Click here for more information on Dr. Sorensen.
Bill Woods, PhD
Professor, Department of Medicine
Dr. Woods has been at CAPS since 1987, and has played a significant role in the writing and submission of fourteen federally funded grants. His principal research interests are in three areas of HIV prevention: substance use and treatment, HIV counseling and testing, and sexual risk environments such as bathhouses. His recent work tends to combine these areas, looking primarily at the risk environment with a focus on the presence of drug use and the impact of HIV testing in these environments.
As a licensed psychologist with a part-time private practice serving gay men between 1988 and 1998, Dr. Woods frequently used that clinical experience to inform and shape the research projects with which he was involved. For example, his clinical work among gay men suggested the value of measuring the impact of protease inhibitor medications on sexual risk behaviors, resulting in a 1997 publication in New England Journal of Medicine, “Are advances in treatment changing views about high-risk sex?” Dr. Woods’ additional areas of research activity are health risk and prevention behavior of gay and bisexual men, environmental influences on behavior, and environmental and cognitive interventions in health promotion.

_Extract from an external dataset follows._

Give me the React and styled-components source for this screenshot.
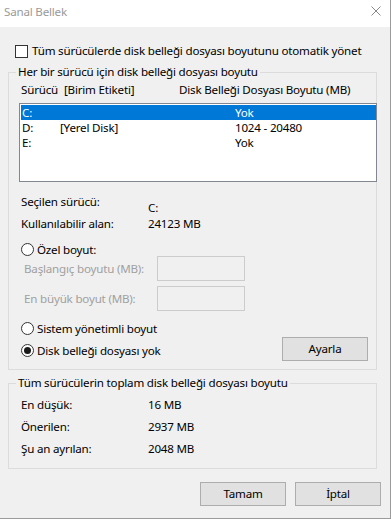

Click here for more information on Dr. Woods.
Sonya Arreola, PhD, MPH
Dr. Arreola is a clinical psychologist and epidemiologist by training with expertise in community-based participatory action research, education, and advocacy focused on the sexual health of sexually and ethnically marginalized groups. As the Senior Research Advisor at the Global Forum on MSM and HIV, her work focuses on examining and reducing social and health inequalities that contribute to disproportionately poorer health among marginalized populations nationally and internationally. She has served as principal investigator of federally funded and foundation funded studies focused on sexual health among marginalized populations. Her research projects include: development of sexual health theory regarding how sexual stigma, sexual initiation and other contextual and sociocultural factors conspire to create unhealthy conditions for Latino gay men in adulthood along with the resiliency factors that ameliorate the negative consequences of these conditions; a mixed methods study on the structural factors that impact the sexual health of migrant day laborers; and a global community-based mixed methods study exploring barriers and facilitators of access to HIV services as well as the development of a sexual health theory among gay men and other men who have sex with men.
Dale Danley, MPH
Dale Danley began working as a program staff for the Visiting Professor program in 2011. Since completing a Masters of Public Health in 1998, he has conducted clinical research studies, managed health access programs, and worked at a foundation making grants.